**Instructions for the task:** Show, in full, each line of the data that contains "React".

**Collected data:**
>>>>

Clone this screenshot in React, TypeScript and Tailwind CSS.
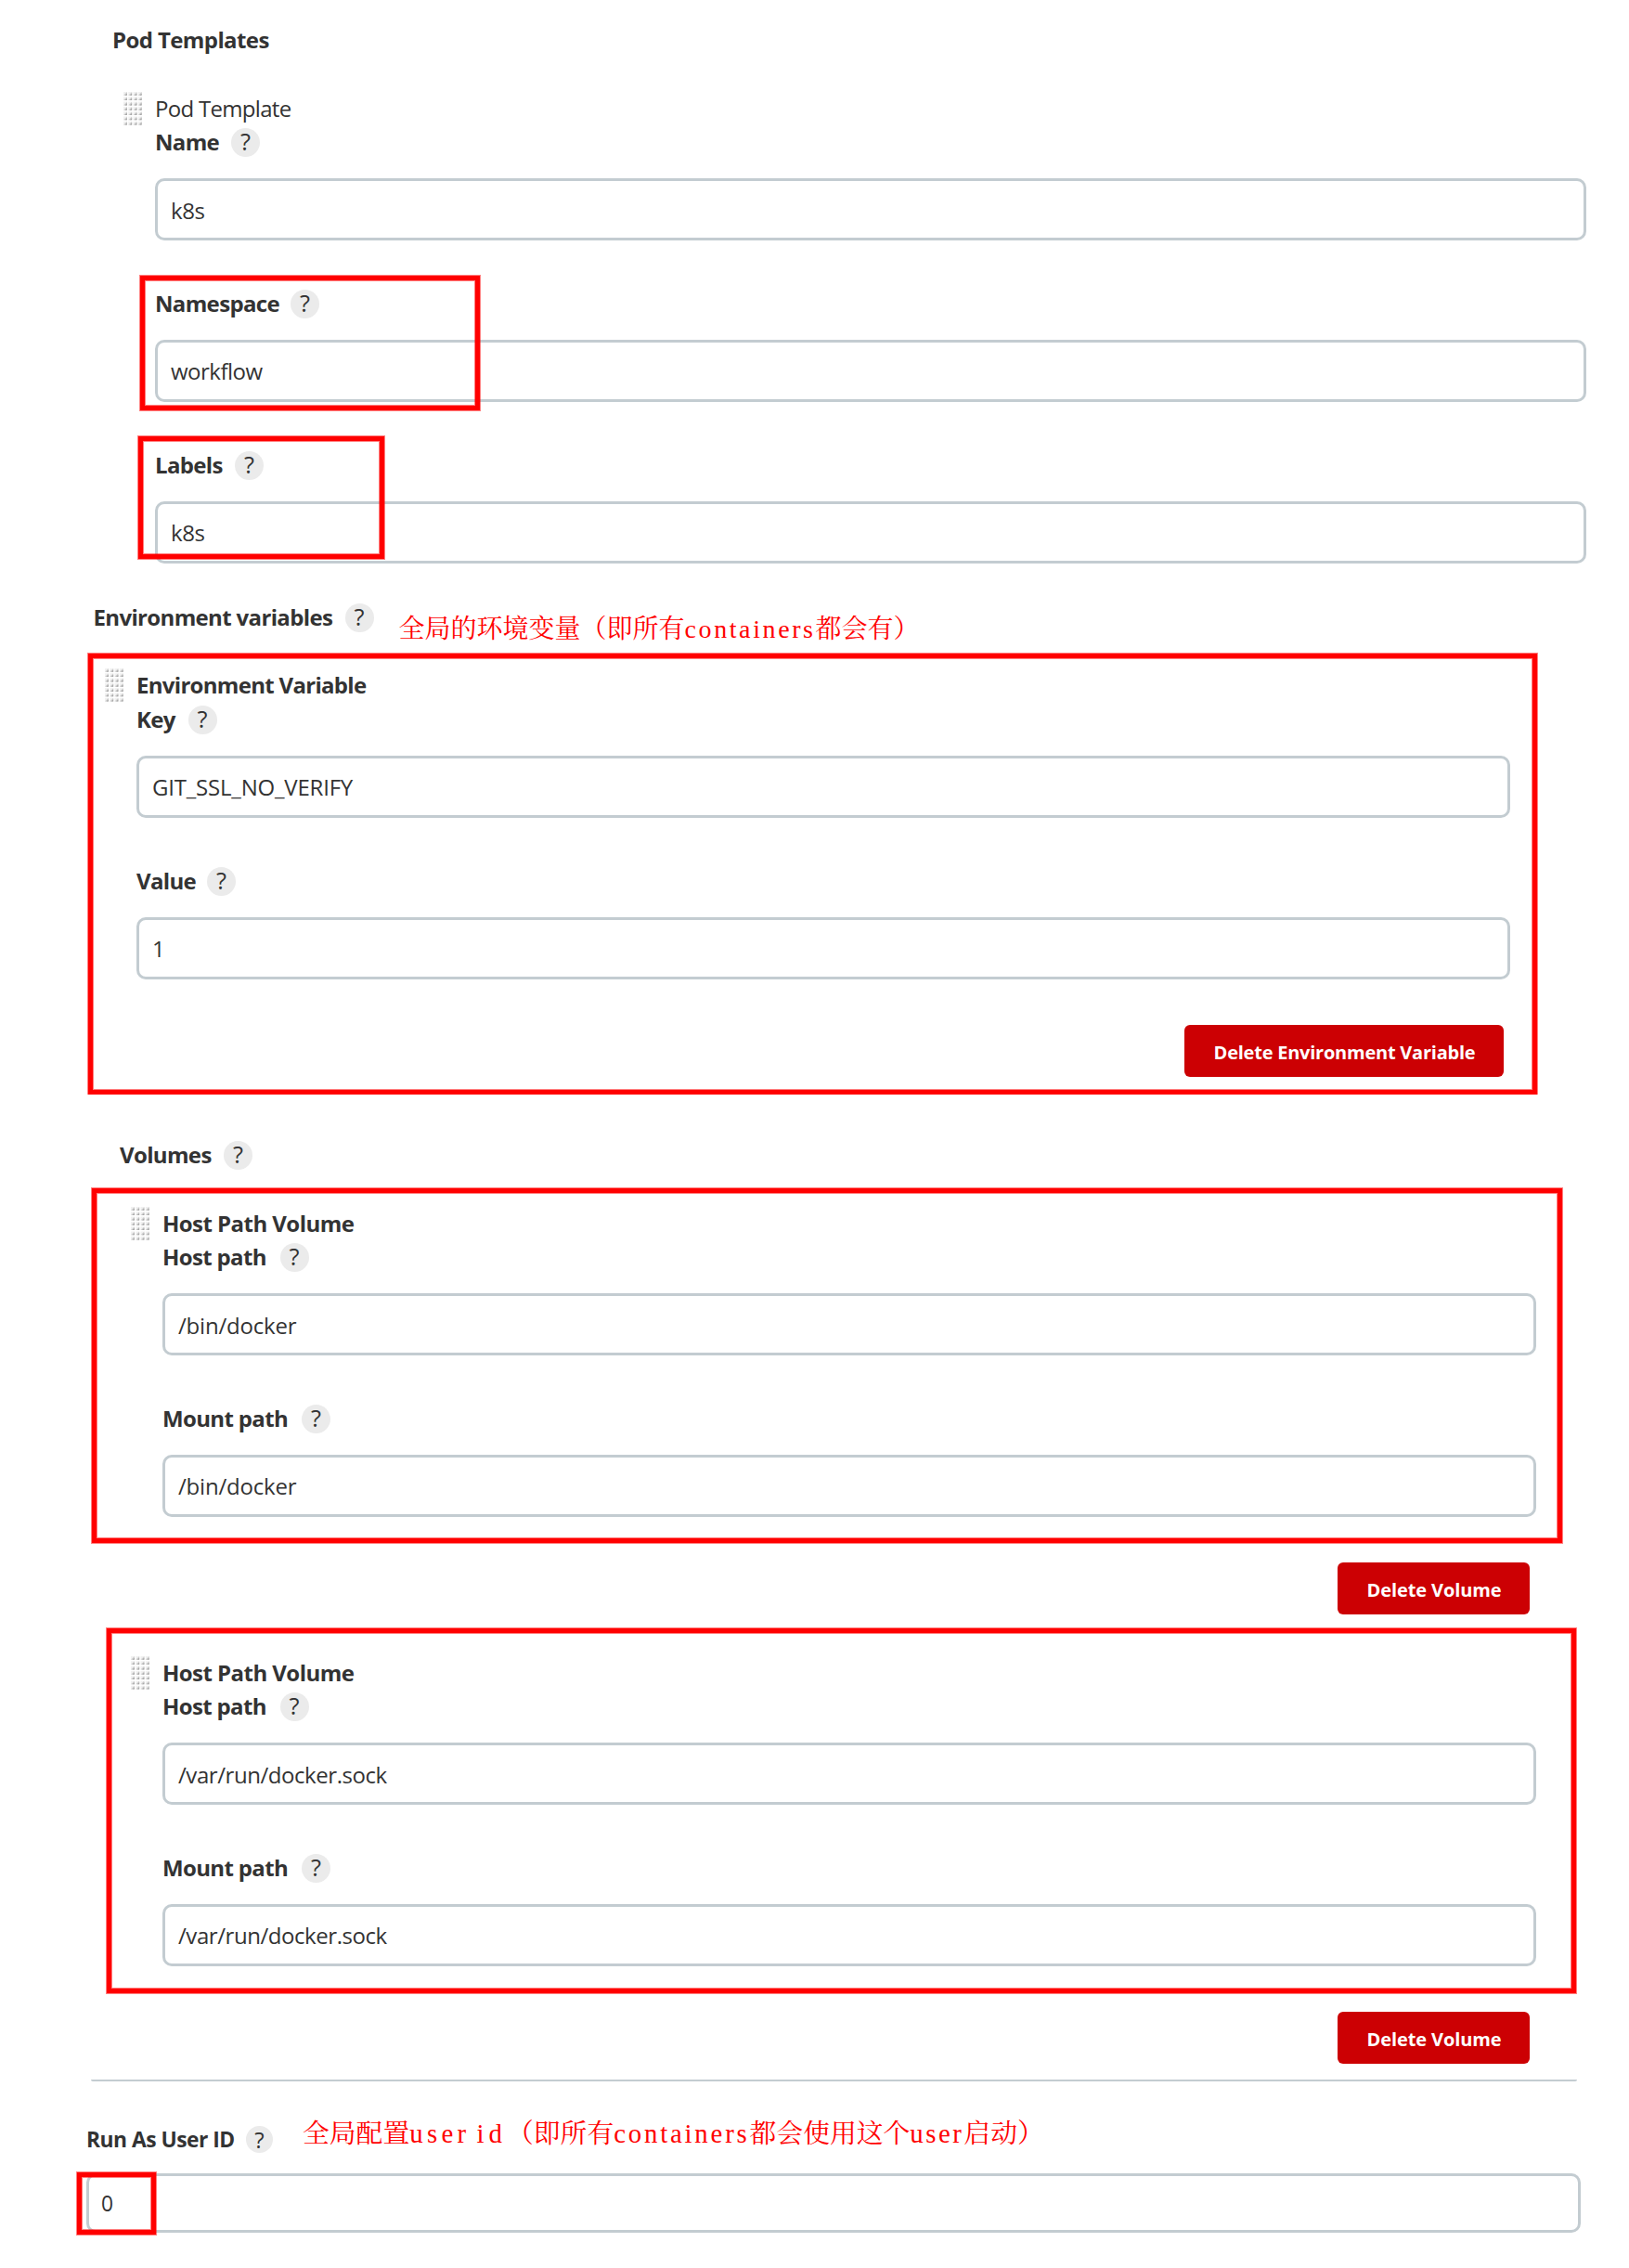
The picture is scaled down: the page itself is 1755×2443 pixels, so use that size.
import React from 'react';

const ROWS = [0, 1, 2, 3, 4, 5, 6];
const COLS = [0, 1, 2, 3];

function DragHandle() {
  return (
    <svg className="-mt-px -ml-px mr-3.5 h-[37px] w-5 shrink-0" viewBox="0 0 20 37">
      {ROWS.map((r) =>
        COLS.map((c) => (
          <g key={`${r}-${c}`} transform={`translate(${c * 5.25} ${r * 5.3})`}>
            <path d="M0 1h4v3.8H0z" fill="#f1f1f1" />
            <path d="M0 4.8 3.9 1v3.8z" fill="#cfcfcf" />
            <path d="M1.6 4.8 3.9 2.4v2.4z" fill="#a6a6a6" />
          </g>
        )),
      )}
    </svg>
  );
}

function Help({ small = false }: { small?: boolean }) {
  return (
    <span
      className={
        small
          ? 'flex size-[29px] shrink-0 items-center justify-center rounded-full bg-[#ebebeb] text-[24px] leading-none font-medium'
          : 'flex size-[31px] shrink-0 items-center justify-center rounded-full bg-[#ebebeb] text-[25.5px] leading-none font-medium'
      }
    >
      ?
    </span>
  );
}

function Label({ text, width }: { text: string; width: string }) {
  return (
    <div className="flex h-9 items-center">
      <span className={`${width} shrink-0 leading-9 font-bold tracking-[-0.65px] whitespace-nowrap`}>{text}</span>
      <Help />
    </div>
  );
}

function Input({ value, tracking = '', pad = 'pt-px' }: { value: string; tracking?: string; pad?: string }) {
  return (
    <div className={`${pad} mt-[21px] flex h-[67px] items-center rounded-[10px] border-[3px] border-[#c3ccd1] px-3.5`}>
      <span className={tracking}>{value}</span>
    </div>
  );
}

function Mark({ place }: { place: string }) {
  return (
    <div
      className={`${place} pointer-events-none absolute border-[5px] border-[#ff0000] shadow-[0_0_0_1px_rgba(255,0,0,0.5),inset_0_0_0_1px_rgba(255,0,0,0.5)]`}
    />
  );
}

function DeleteButton({ text, size }: { text: string; size: string }) {
  return (
    <button
      className={`${size} mt-[49px] mr-[7px] flex h-14 items-center justify-center self-end rounded-md bg-[#cc0003] pt-[3px] text-xl font-bold text-white`}
    >
      {text}
    </button>
  );
}

function HostPathVolume({ path, tracking, mark }: { path: string; tracking: string; mark: string }) {
  return (
    <div className="relative ml-[142px] flex w-[1513px]">
      <DragHandle />
      <div className="flex flex-1 flex-col">
        <h3 className="leading-9 font-bold tracking-[-0.55px]">Host Path Volume</h3>
        <Label text="Host path" width="w-[126.5px]" />
        <Input value={path} tracking={tracking} pad="pt-0.5" />
        <div className="h-[50px]" />
        <Label text="Mount path" width="w-[150px]" />
        <Input value={path} tracking={tracking} />
        <DeleteButton text="Delete Volume" size="w-[207px] pl-px tracking-[-0.1px]" />
      </div>
      <Mark place={mark} />
    </div>
  );
}

export default function App() {
  return (
    <main className="flex h-[2443px] w-[1755px] flex-col overflow-hidden bg-white pt-[25px] font-['Open_Sans','Noto_Sans',sans-serif] text-2xl text-[#333333]">
      <h2 className="ml-[121px] leading-9 font-bold tracking-[-0.6px]">Pod Templates</h2>

      <section className="mt-[38px] ml-[134px] flex w-[1575px]">
        <DragHandle />
        <div className="flex flex-1 flex-col">
          <h3 className="leading-9 tracking-[-0.7px]">Pod Template</h3>
          <Label text="Name" width="w-[82px]" />
          <Input value="k8s" tracking="tracking-[-0.4px]" pad="pt-0.5" />
          <div className="relative mt-[50px]">
            <Label text="Namespace" width="w-[146px]" />
            <Input value="workflow" tracking="tracking-[-0.5px]" />
            <Mark place="-left-4 -top-3 h-[145px] w-[366px]" />
          </div>
          <div className="relative mt-[50px]">
            <Label text="Labels" width="w-[86px]" />
            <Input value="k8s" tracking="tracking-[-0.4px]" />
            <Mark place="-left-[18px] -top-[13px] h-[132px] w-[265px]" />
          </div>
        </div>
      </section>

      <div className="relative mt-10 ml-[100.5px]">
        <Label text="Environment variables" width="w-[271px]" />
        <p className="absolute top-[17px] left-[329px] font-['Liberation_Serif','Noto_Serif_CJK_SC','Noto_Sans_CJK_SC',serif] text-[28px] leading-7 whitespace-nowrap text-[#ff0000]">
          全局的环境变量（即所有<span className="tracking-[2.6px]">containers</span>都会有）
        </p>
      </div>

      <section className="relative mt-[37px] ml-[114px] flex w-[1513px]">
        <DragHandle />
        <div className="flex flex-1 flex-col">
          <h3 className="leading-9 font-bold tracking-[-0.7px]">Environment Variable</h3>
          <div className="h-px" />
          <Label text="Key" width="w-[55.5px]" />
          <Input value="GIT_SSL_NO_VERIFY" tracking="tracking-[-0.2px]" />
          <div className="h-[50px]" />
          <Label text="Value" width="w-[76px]" />
          <Input value="1" />
          <DeleteButton text="Delete Environment Variable" size="w-[344px] pl-px tracking-[-0.23px]" />
        </div>
        <Mark place="-left-[19px] -top-4 h-[475px] w-[1561px]" />
        <div className="absolute -bottom-5 -left-5 h-px w-[1563px] bg-white" />
      </section>

      <div className="mt-[66px] ml-[129px]">
        <Label text="Volumes" width="w-[112px]" />
      </div>

      <div className="mt-[38px] flex flex-col gap-[45px]">
        <HostPathVolume path="/bin/docker" tracking="tracking-[-0.2px]" mark="-left-[43px] -top-5 h-[382px] w-[1584px]" />
        <HostPathVolume path="/var/run/docker.sock" tracking="tracking-[-0.44px]" mark="-left-[27px] -top-[30px] h-[393px] w-[1583px]" />
      </div>

      <div className="mt-[17px] ml-[98px] h-0.5 w-[1601px] shrink-0 rounded-b-sm bg-[#c3ccd1]" />

      <section className="relative mt-[45px] ml-[93px] w-[1610px]">
        <div className="flex h-[34px] items-center pt-px">
          <span className="w-[172px] shrink-0 text-[22.8px] leading-[34px] font-bold tracking-[-0.5px] whitespace-nowrap">Run As User ID</span>
          <Help small />
        </div>
        <p className="absolute -top-[3px] left-[233px] font-['Liberation_Serif','Noto_Serif_CJK_SC','Noto_Sans_CJK_SC',serif] text-[28.8px] leading-7 whitespace-nowrap text-[#ff0000]">
          全局配置<span className="tracking-[4.3px]">user</span> <span className="tracking-[5px]">id</span>（即所有
          <span className="tracking-[2.8px]">containers</span>都会使用这个<span className="tracking-[2.5px]">user</span>启动）
        </p>
        <div className="mt-5 flex h-16 items-center rounded-[10px] border-[3px] border-[#c3ccd1] px-[13px] pt-0.5 text-[22.8px]">0</div>
        <Mark place="-left-[10px] top-[53px] h-[67px] w-[85px]" />
      </section>
    </main>
  );
}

<<<<

**Exercise result:**
Clone this screenshot in React, TypeScript and Tailwind CSS.
import React from 'react';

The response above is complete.